What I do know is, I'm tired of it. I don't even feel like giving him any gifts for Christmas, so bad has his complaining and anger been about all he perceives his sister is getting. Yes, he's seen 2 presents for her. I even explained, "Do you think we would bring out presents for you right in front of you? Then you would see what they were and not be surprised by them as presents!" But that doesn't compute in his brain, apparently.

And it makes me sad, because my guess is behind all this is fear. Fear he's not going to get presents. Fear Ellie really does get more. And I'm guessing (projecting?) that maybe there's some fear that we love her more than we love him - even if he can't articulate that or doesn't even know he feels that. Because I know sometimes it MUST feel like that, considering how much we struggle with him and his anger.

There's no doubt about it, he is the more difficult child. Ellie certainly has her moments (although I'm not sure Jeff pays attention to that), times when she's throwing a fit or melting down or being bratty.

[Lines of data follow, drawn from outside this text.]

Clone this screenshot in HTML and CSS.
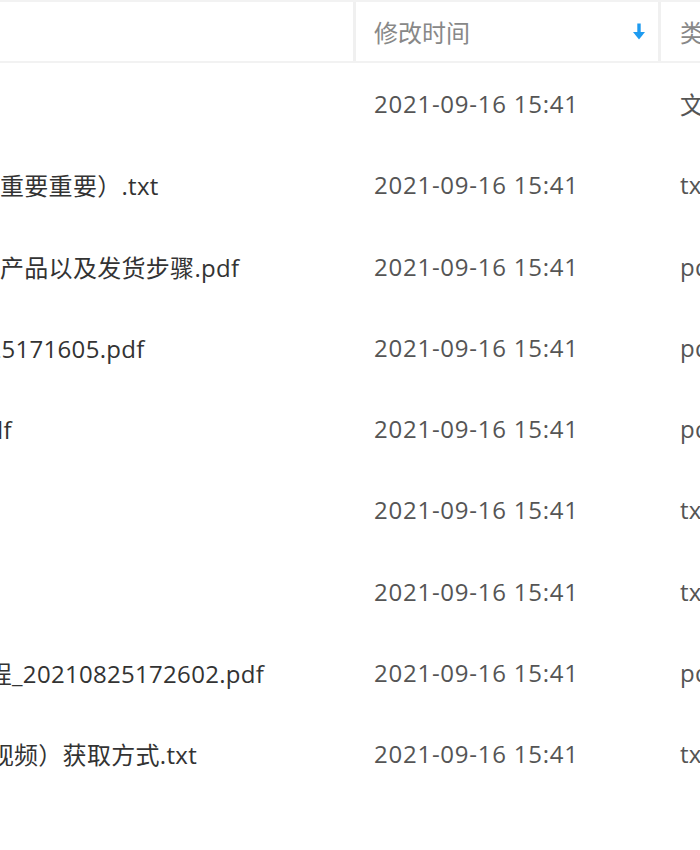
FILE: index.html
```html
<!DOCTYPE html>
<html lang="zh-CN">
<head>
    <meta charset="UTF-8">
    <meta name="viewport" content="width=device-width, initial-scale=1.0">
    <title>文件列表</title>
    <link rel="stylesheet" href="styles.css">
</head>
<body>

    <div class="file-list">
        <!-- Header -->
        <div class="list-head">
            <div class="col col-name">文件名</div>
            <div class="col col-time">
                <span>修改时间</span>
                <svg class="sort-icon" width="12" height="17" viewBox="0 0 12 17">
                    <rect x="4.3" y="0.5" width="3.4" height="9.5" fill="#1e9bf0"/>
                    <path d="M0 9 L12 9 L6 16.5 Z" fill="#1e9bf0"/>
                </svg>
            </div>
            <div class="col col-type">类型</div>
        </div>

        <!-- Rows -->
        <div class="list-row">
            <div class="col col-name">资料</div>
            <div class="col col-time">2021-09-16 15:41</div>
            <div class="col col-type">文件夹</div>
        </div>
        <div class="list-row">
            <div class="col col-name">新手必看使用说明（重要重要）.txt</div>
            <div class="col col-time">2021-09-16 15:41</div>
            <div class="col col-type">txt</div>
        </div>
        <div class="list-row">
            <div class="col col-name">新客户如何下单购买产品以及发货步骤.pdf</div>
            <div class="col col-time">2021-09-16 15:41</div>
            <div class="col col-type">pdf</div>
        </div>
        <div class="list-row">
            <div class="col col-name">资料清单1_20210825171605.pdf</div>
            <div class="col col-time">2021-09-16 15:41</div>
            <div class="col col-type">pdf</div>
        </div>
        <div class="list-row">
            <div class="col col-name">常见问题与解答A.pdf</div>
            <div class="col col-time">2021-09-16 15:41</div>
            <div class="col col-type">pdf</div>
        </div>
        <div class="list-row">
            <div class="col col-name">说明.txt</div>
            <div class="col col-time">2021-09-16 15:41</div>
            <div class="col col-type">txt</div>
        </div>
        <div class="list-row">
            <div class="col col-name">目录.txt</div>
            <div class="col col-time">2021-09-16 15:41</div>
            <div class="col col-type">txt</div>
        </div>
        <div class="list-row">
            <div class="col col-name">VIP软件安装使用教程_20210825172602.pdf</div>
            <div class="col col-time">2021-09-16 15:41</div>
            <div class="col col-type">pdf</div>
        </div>
        <div class="list-row">
            <div class="col col-name">2更多学习资料包（视频）获取方式.txt</div>
            <div class="col col-time">2021-09-16 15:41</div>
            <div class="col col-type">txt</div>
        </div>
    </div>

</body>
</html>
```

FILE: styles.css
```css
body {
    margin: 0;
    padding: 0;
    background-color: #fff;
    font-family: "Open Sans", "Noto Sans CJK SC", sans-serif;
    overflow: hidden;
}

/* the list is wider than the window, name column starts off-screen */
.file-list {
    margin-left: -400px;
    width: 1300px;
}

.list-head,
.list-row {
    display: grid;
    grid-template-columns: 756px 305px 239px;
}

.list-head {
    height: 59px;
    border-top: 2px solid #f2f2f2;
    border-bottom: 2px solid #f2f2f2;
    color: #888;
    font-size: 24px;
}

.list-head .col {
    display: flex;
    align-items: center;
    border-right: 3px solid #f0f0f0;
}

.list-head .col-time {
    justify-content: space-between;
    padding-right: 13px;
}

.list-row {
    height: 81.25px;
    font-size: 24px;
    letter-spacing: 0.3px;
    color: #555;
}

.list-row .col {
    display: flex;
    align-items: center;
    white-space: nowrap;
    overflow: hidden;
}

.col-name {
    padding-left: 181.3px;
}

.list-row .col-name {
    color: #333;
}

.col-time {
    padding-left: 18px;
}

.list-row .col-time {
    letter-spacing: 0.75px;
}

.col-type {
    padding-left: 19px;
}

.sort-icon {
    display: block;
}
```
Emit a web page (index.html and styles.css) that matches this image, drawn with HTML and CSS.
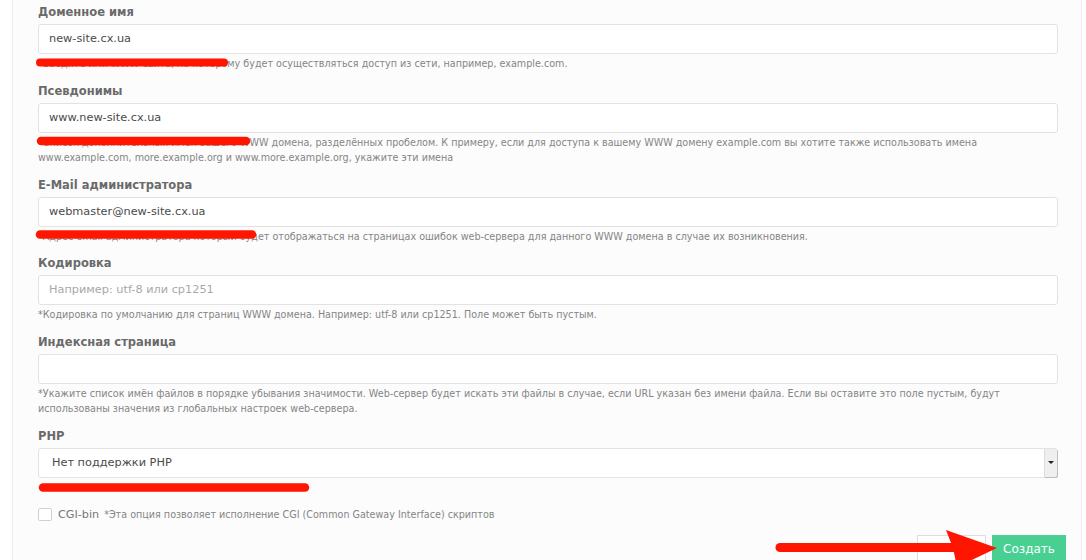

But in general her temperament is sunnier, she's more easy going, and just happier by nature than Jeff is. She doesn't have the anger issues he does.

It makes me sad. Because I know I love him just as much as I love her. The love is different - for him it's fierce, for her it's easier. But sometimes, if I'm honest, I don't like him as much. He's much harder to deal with. And I think he can sense that.

What do you do when your kids act like this? And please, God, tell me some of them do!

Wednesday, December 1, 2010

Ellie Tells It Like It Is...

"I'm strong, mighty, tough, AND I can climb up hills!"

(Ellie's response to my concern about her carrying a large picnic basket down the stairs. You go, girl!)